宮城県警は、新型コロナウイルスの感染拡大の混乱に乗じた特殊詐欺への注意を呼び掛けている。ウイルス感染を口実に、資産状況などを聞き出そうとする「アポ電(予兆電話)」とみられる電話を受けたとの相談が既に寄せられており、警戒を強めている。
県警によると、2月26日午前、仙台市泉区の80代無職女性方に「コロナウイルスに関する大切な説明がある。これから、ご自宅に伺います」などと電話があった。女性は訪問を断り、不審に思い県警に相談した。
特殊詐欺の手口として広がる恐れがあり、県警は携帯電話などに犯罪発生情報などを発信する「みやぎセキュリティメール」で注意を促した。

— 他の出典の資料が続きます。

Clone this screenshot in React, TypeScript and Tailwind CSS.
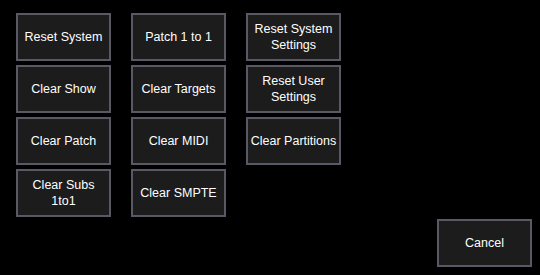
const columns: string[][] = [
	['Reset System', 'Clear Show', 'Clear Patch', 'Clear Subs\n1to1'],
	['Patch 1 to 1', 'Clear Targets', 'Clear MIDI', 'Clear SMPTE'],
	['Reset System\nSettings', 'Reset User\nSettings', 'Clear Partitions'],
]

function Btn({ label }: { label: string }) {
	return (
		<button className="flex h-12 w-[95px] flex-col items-center justify-center border-2 border-[#5b5866] bg-[#1c1c1c] text-center text-[12.5px] leading-4 whitespace-nowrap text-white">
			{label.split('\n').map((line) => (
				<span key={line}>{line}</span>
			))}
		</button>
	)
}

export default function App() {
	return (
		<div
			className="flex h-[275px] w-[540px] flex-col bg-black pb-2 pl-4 pr-2 pt-[13px]"
			style={{ fontFamily: '"Liberation Sans", Arial, sans-serif' }}
		>
			<div className="flex gap-5">
				{columns.map((col, i) => (
					<div key={i} className="flex flex-col gap-1">
						{col.map((label) => (
							<Btn key={label} label={label} />
						))}
					</div>
				))}
			</div>
			<div className="flex flex-1 items-end justify-end">
				<Btn label="Cancel" />
			</div>
		</div>
	)
}
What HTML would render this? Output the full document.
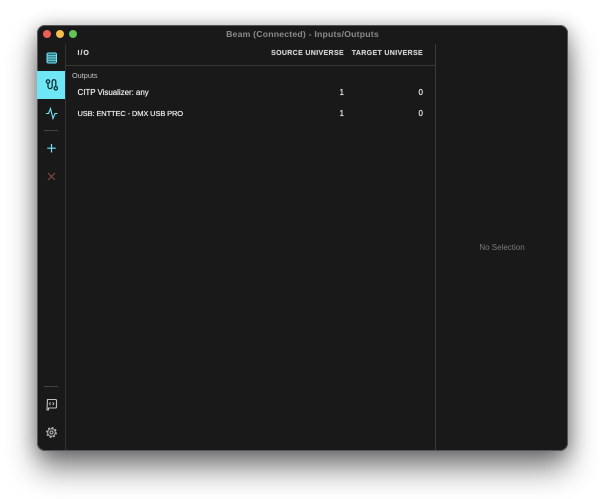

県警によると、詐欺グループはアポ電で預金残高や家族構成のほか、人柄や話しやすさなどを確かめ、詐欺の標的を選ぶ判断材料に利用するという。ある県警幹部は「情報はリスト化され、詐欺に遭うリスクは一気に高まる」と指摘する。
昨年3~4月には、同5月の令和への改元にかこつけた特殊詐欺の電話が県内で複数あり、岩沼市の高齢女性が現金100万円を詐取された。県警捜査2課は話題の言葉に便乗した詐欺の増加を警戒。幹部の一人は「不審な電話は相手にせず、警察に相談してほしい」と話す。